▼

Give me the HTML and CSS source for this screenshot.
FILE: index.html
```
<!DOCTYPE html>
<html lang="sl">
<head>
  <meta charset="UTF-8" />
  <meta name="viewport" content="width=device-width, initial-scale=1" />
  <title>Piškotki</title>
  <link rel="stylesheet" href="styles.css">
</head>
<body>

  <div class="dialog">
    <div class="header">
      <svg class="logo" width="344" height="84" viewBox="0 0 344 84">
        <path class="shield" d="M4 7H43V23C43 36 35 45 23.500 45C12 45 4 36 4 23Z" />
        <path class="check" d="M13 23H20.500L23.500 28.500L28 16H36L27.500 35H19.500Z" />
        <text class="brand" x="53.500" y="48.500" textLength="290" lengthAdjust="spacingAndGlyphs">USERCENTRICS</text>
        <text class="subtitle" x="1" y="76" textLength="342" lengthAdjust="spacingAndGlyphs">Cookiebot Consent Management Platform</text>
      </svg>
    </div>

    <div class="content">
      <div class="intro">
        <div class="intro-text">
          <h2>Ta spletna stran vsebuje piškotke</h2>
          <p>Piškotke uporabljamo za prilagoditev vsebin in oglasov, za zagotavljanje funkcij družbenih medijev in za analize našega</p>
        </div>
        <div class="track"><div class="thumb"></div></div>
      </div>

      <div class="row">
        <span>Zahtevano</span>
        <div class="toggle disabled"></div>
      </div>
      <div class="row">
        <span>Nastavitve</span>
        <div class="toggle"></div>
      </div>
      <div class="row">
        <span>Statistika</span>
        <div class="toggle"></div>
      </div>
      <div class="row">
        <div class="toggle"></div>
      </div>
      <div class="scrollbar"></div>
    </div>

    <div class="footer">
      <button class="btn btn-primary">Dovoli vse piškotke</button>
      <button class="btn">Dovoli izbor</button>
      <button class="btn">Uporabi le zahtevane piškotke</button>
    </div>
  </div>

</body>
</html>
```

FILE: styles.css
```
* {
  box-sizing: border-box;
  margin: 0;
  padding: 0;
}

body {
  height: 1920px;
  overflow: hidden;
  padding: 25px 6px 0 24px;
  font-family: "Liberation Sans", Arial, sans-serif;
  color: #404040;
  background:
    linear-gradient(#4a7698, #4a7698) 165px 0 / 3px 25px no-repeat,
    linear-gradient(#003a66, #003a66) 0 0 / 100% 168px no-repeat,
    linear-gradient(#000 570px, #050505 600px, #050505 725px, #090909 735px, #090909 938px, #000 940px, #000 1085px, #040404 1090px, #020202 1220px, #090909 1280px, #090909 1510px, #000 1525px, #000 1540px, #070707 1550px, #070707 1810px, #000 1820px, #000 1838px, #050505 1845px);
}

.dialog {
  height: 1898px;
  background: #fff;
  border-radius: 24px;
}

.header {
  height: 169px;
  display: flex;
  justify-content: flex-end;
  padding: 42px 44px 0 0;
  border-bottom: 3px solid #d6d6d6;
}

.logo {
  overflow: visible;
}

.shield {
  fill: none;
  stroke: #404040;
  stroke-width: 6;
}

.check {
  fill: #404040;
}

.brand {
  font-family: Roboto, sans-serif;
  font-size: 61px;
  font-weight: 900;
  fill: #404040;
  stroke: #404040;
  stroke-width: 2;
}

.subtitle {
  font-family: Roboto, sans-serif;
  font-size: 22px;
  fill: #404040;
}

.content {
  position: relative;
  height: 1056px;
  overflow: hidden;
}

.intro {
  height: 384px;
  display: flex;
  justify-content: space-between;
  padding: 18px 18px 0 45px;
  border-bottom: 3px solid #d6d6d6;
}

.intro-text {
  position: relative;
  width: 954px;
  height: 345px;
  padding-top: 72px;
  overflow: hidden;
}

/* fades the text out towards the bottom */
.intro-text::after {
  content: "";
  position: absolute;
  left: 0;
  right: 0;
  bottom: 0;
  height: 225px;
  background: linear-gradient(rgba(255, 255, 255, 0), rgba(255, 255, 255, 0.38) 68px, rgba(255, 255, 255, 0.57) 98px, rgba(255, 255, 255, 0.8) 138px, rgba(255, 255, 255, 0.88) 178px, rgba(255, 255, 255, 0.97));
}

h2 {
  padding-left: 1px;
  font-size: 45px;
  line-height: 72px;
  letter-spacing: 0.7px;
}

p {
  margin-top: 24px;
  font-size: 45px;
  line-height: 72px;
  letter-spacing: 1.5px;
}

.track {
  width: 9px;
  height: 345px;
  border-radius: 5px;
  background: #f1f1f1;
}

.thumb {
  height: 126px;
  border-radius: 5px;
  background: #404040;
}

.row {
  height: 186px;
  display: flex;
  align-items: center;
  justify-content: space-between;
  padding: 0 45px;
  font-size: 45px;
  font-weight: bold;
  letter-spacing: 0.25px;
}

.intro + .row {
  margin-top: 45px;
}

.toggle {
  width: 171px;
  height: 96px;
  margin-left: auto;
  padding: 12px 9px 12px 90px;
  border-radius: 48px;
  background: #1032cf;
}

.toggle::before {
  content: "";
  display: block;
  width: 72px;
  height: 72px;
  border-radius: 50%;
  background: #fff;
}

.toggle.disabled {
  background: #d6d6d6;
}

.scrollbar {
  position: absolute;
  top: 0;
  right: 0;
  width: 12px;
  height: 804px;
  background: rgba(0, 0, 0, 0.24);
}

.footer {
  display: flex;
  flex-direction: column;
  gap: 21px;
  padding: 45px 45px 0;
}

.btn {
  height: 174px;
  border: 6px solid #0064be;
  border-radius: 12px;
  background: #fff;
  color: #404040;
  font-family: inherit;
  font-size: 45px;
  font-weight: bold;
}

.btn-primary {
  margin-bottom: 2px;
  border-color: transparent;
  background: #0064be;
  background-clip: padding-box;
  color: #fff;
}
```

▲

• **Request**
Print the material above once more, exactly.

• **Expected output**
Give me the HTML and CSS source for this screenshot.
FILE: index.html
```
<!DOCTYPE html>
<html lang="sl">
<head>
  <meta charset="UTF-8" />
  <meta name="viewport" content="width=device-width, initial-scale=1" />
  <title>Piškotki</title>
  <link rel="stylesheet" href="styles.css">
</head>
<body>

  <div class="dialog">
    <div class="header">
      <svg class="logo" width="344" height="84" viewBox="0 0 344 84">
        <path class="shield" d="M4 7H43V23C43 36 35 45 23.500 45C12 45 4 36 4 23Z" />
        <path class="check" d="M13 23H20.500L23.500 28.500L28 16H36L27.500 35H19.500Z" />
        <text class="brand" x="53.500" y="48.500" textLength="290" lengthAdjust="spacingAndGlyphs">USERCENTRICS</text>
        <text class="subtitle" x="1" y="76" textLength="342" lengthAdjust="spacingAndGlyphs">Cookiebot Consent Management Platform</text>
      </svg>
    </div>

    <div class="content">
      <div class="intro">
        <div class="intro-text">
          <h2>Ta spletna stran vsebuje piškotke</h2>
          <p>Piškotke uporabljamo za prilagoditev vsebin in oglasov, za zagotavljanje funkcij družbenih medijev in za analize našega</p>
        </div>
        <div class="track"><div class="thumb"></div></div>
      </div>

      <div class="row">
        <span>Zahtevano</span>
        <div class="toggle disabled"></div>
      </div>
      <div class="row">
        <span>Nastavitve</span>
        <div class="toggle"></div>
      </div>
      <div class="row">
        <span>Statistika</span>
        <div class="toggle"></div>
      </div>
      <div class="row">
        <div class="toggle"></div>
      </div>
      <div class="scrollbar"></div>
    </div>

    <div class="footer">
      <button class="btn btn-primary">Dovoli vse piškotke</button>
      <button class="btn">Dovoli izbor</button>
      <button class="btn">Uporabi le zahtevane piškotke</button>
    </div>
  </div>

</body>
</html>
```

FILE: styles.css
```
* {
  box-sizing: border-box;
  margin: 0;
  padding: 0;
}

body {
  height: 1920px;
  overflow: hidden;
  padding: 25px 6px 0 24px;
  font-family: "Liberation Sans", Arial, sans-serif;
  color: #404040;
  background:
    linear-gradient(#4a7698, #4a7698) 165px 0 / 3px 25px no-repeat,
    linear-gradient(#003a66, #003a66) 0 0 / 100% 168px no-repeat,
    linear-gradient(#000 570px, #050505 600px, #050505 725px, #090909 735px, #090909 938px, #000 940px, #000 1085px, #040404 1090px, #020202 1220px, #090909 1280px, #090909 1510px, #000 1525px, #000 1540px, #070707 1550px, #070707 1810px, #000 1820px, #000 1838px, #050505 1845px);
}

.dialog {
  height: 1898px;
  background: #fff;
  border-radius: 24px;
}

.header {
  height: 169px;
  display: flex;
  justify-content: flex-end;
  padding: 42px 44px 0 0;
  border-bottom: 3px solid #d6d6d6;
}

.logo {
  overflow: visible;
}

.shield {
  fill: none;
  stroke: #404040;
  stroke-width: 6;
}

.check {
  fill: #404040;
}

.brand {
  font-family: Roboto, sans-serif;
  font-size: 61px;
  font-weight: 900;
  fill: #404040;
  stroke: #404040;
  stroke-width: 2;
}

.subtitle {
  font-family: Roboto, sans-serif;
  font-size: 22px;
  fill: #404040;
}

.content {
  position: relative;
  height: 1056px;
  overflow: hidden;
}

.intro {
  height: 384px;
  display: flex;
  justify-content: space-between;
  padding: 18px 18px 0 45px;
  border-bottom: 3px solid #d6d6d6;
}

.intro-text {
  position: relative;
  width: 954px;
  height: 345px;
  padding-top: 72px;
  overflow: hidden;
}

/* fades the text out towards the bottom */
.intro-text::after {
  content: "";
  position: absolute;
  left: 0;
  right: 0;
  bottom: 0;
  height: 225px;
  background: linear-gradient(rgba(255, 255, 255, 0), rgba(255, 255, 255, 0.38) 68px, rgba(255, 255, 255, 0.57) 98px, rgba(255, 255, 255, 0.8) 138px, rgba(255, 255, 255, 0.88) 178px, rgba(255, 255, 255, 0.97));
}

h2 {
  padding-left: 1px;
  font-size: 45px;
  line-height: 72px;
  letter-spacing: 0.7px;
}

p {
  margin-top: 24px;
  font-size: 45px;
  line-height: 72px;
  letter-spacing: 1.5px;
}

.track {
  width: 9px;
  height: 345px;
  border-radius: 5px;
  background: #f1f1f1;
}

.thumb {
  height: 126px;
  border-radius: 5px;
  background: #404040;
}

.row {
  height: 186px;
  display: flex;
  align-items: center;
  justify-content: space-between;
  padding: 0 45px;
  font-size: 45px;
  font-weight: bold;
  letter-spacing: 0.25px;
}

.intro + .row {
  margin-top: 45px;
}

.toggle {
  width: 171px;
  height: 96px;
  margin-left: auto;
  padding: 12px 9px 12px 90px;
  border-radius: 48px;
  background: #1032cf;
}

.toggle::before {
  content: "";
  display: block;
  width: 72px;
  height: 72px;
  border-radius: 50%;
  background: #fff;
}

.toggle.disabled {
  background: #d6d6d6;
}

.scrollbar {
  position: absolute;
  top: 0;
  right: 0;
  width: 12px;
  height: 804px;
  background: rgba(0, 0, 0, 0.24);
}

.footer {
  display: flex;
  flex-direction: column;
  gap: 21px;
  padding: 45px 45px 0;
}

.btn {
  height: 174px;
  border: 6px solid #0064be;
  border-radius: 12px;
  background: #fff;
  color: #404040;
  font-family: inherit;
  font-size: 45px;
  font-weight: bold;
}

.btn-primary {
  margin-bottom: 2px;
  border-color: transparent;
  background: #0064be;
  background-clip: padding-box;
  color: #fff;
}
```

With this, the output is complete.